Who was Michel Eyquem de Montaigne? Was he a French nobleman, mayor of Bordeaux, who lived from 1533 to 1592? Was he the author of Essais, a collection of 107 “tries,” “experiments,” or “tastes” of understanding? Was he Shakespeare’s inspiration for the character of Hamlet, immobilized by his constant weighing back and forth of options? Was he listed on the Index of Prohibited Books from 1676 to 1854 because the Essais attributed too many feelings and understandings to animals? Has he been the touchstone for writers as divergent as Descartes, Pascal, Nietzsche, Ralph Waldo Emerson, T. S. Eliot [“Of all authors, he is the least destructible”], and Helene Cixous? Or, on a more mercenary note, is he the antidote to the dull, formulaic writing of standardized testing in American academic institutions in the twenty-first century? Montaigne writes in “On Repentance”:
I cannot fix my subject. He is always restless, and reels with a natural intoxication. I catch him here, as he is at the moment when I turn my attention to him. I do not portray his being; I portray his passage; not a passage from one age to another or, as the common people say, from seven years to seven years, but from day to day, from minute to minute. I must suit my story to the hour, for soon I may change, not only by chance but also by intention. It is a record of various and variable occurrences, an account of thoughts that are unsettled and, as chance will have it, at times contradictory, either because I am then another self, or because I approach my subject under different circumstances and with other considerations. Hence it is that I may well contradict myself, but the truth, as Demades said, I do not contradict. Could my mind find a firm footing, I should not be making essays, but coming to conclusions; it is, however, always in its apprenticeship and on trial. (235)
What Montaigne seems to invite us to do, then, is to take as many looks at him as we want. Montaigne is who he is right now, the moment I give my attention to him. At this particular moment, two authors have written new books that essai, or try, to fix their object on the most moving of movable targets. Shouldn’t a writer who revealed everything be easier to understand, rather than harder? Perhaps that is why Montaigne is difficult, for in looking at him we see ourselves.
The first such look is Sarah Bakewell’s How to Live, Or, A Life of Montaigne (Other Press 2010). Bakewell writes, “The idea—writing about oneself to create a mirror in which other people recognize their own humanity—has not existed forever. It had to be invented. And, unlike many cultural inventions, it can be traced to a single person: Michel Eyquem de Montaigne, a nobleman, government official, and winegrower who lived in the Perigord area of southwestern France from 1533 to 1592” (3). For Bakewell, the starting point in looking at Montaigne is his political and economic position of advantage. As a politician, landowner, and winemaker, Montaigne had the means to spend twenty years examining his thoughts. But, according to Bakewell, Montaigne was different because “Unlike most memoirists of his day, he did not write to record his own great deeds and achievements. Nor did he lay down a straight eyewitness account of historical events, although he could have…; he lived through a religious civil war which almost destroyed his country over the decades he spent incubating and writing his book” (3).
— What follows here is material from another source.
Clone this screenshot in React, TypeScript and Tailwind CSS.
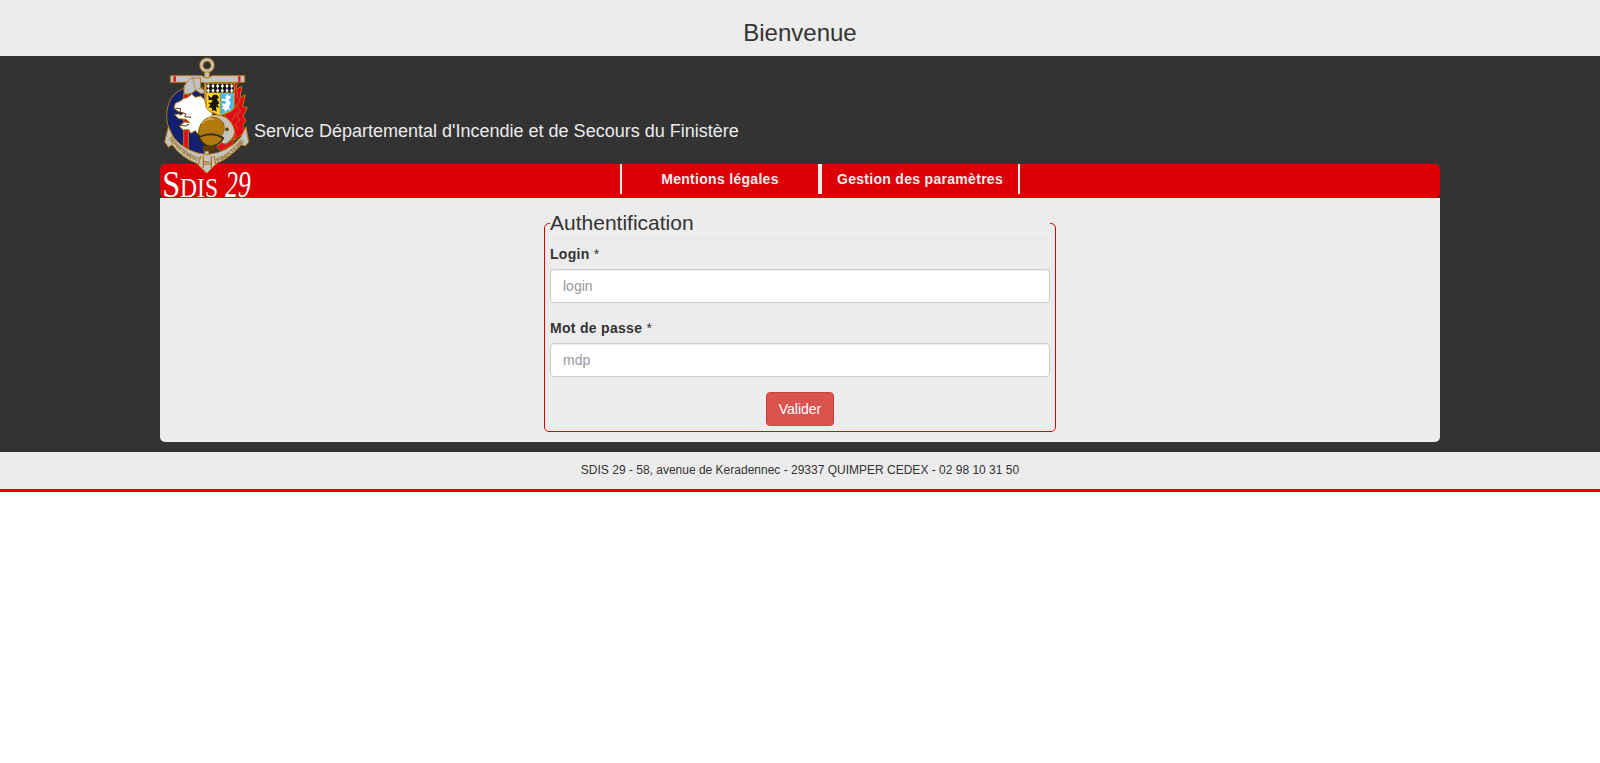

In Saul Frampton’s When I Am Playing With My Cat, How Do I Know That She Is Not Playing With Me?: Montaigne and Being In Touch With Life (Pantheon 2011), Montaigne is a survivor, a recent victim of two great losses in his life, the death of his father and the death of his best friend, Etienne de La Boétie in 1563. According to Frampton, “La Boétie influenced the Essays in a number of important ways. He left Montaigne his books and papers, which served as the foundation of his library. He provided a Stoic model to which Montaigne initially attempted to adhere, and his death created an absence that Montaigne attempted to fill with writing. He says that he would have preferred to write letters rather than essays, yet lacked an addressee: ‘For I cannot talk to the wind’” (28).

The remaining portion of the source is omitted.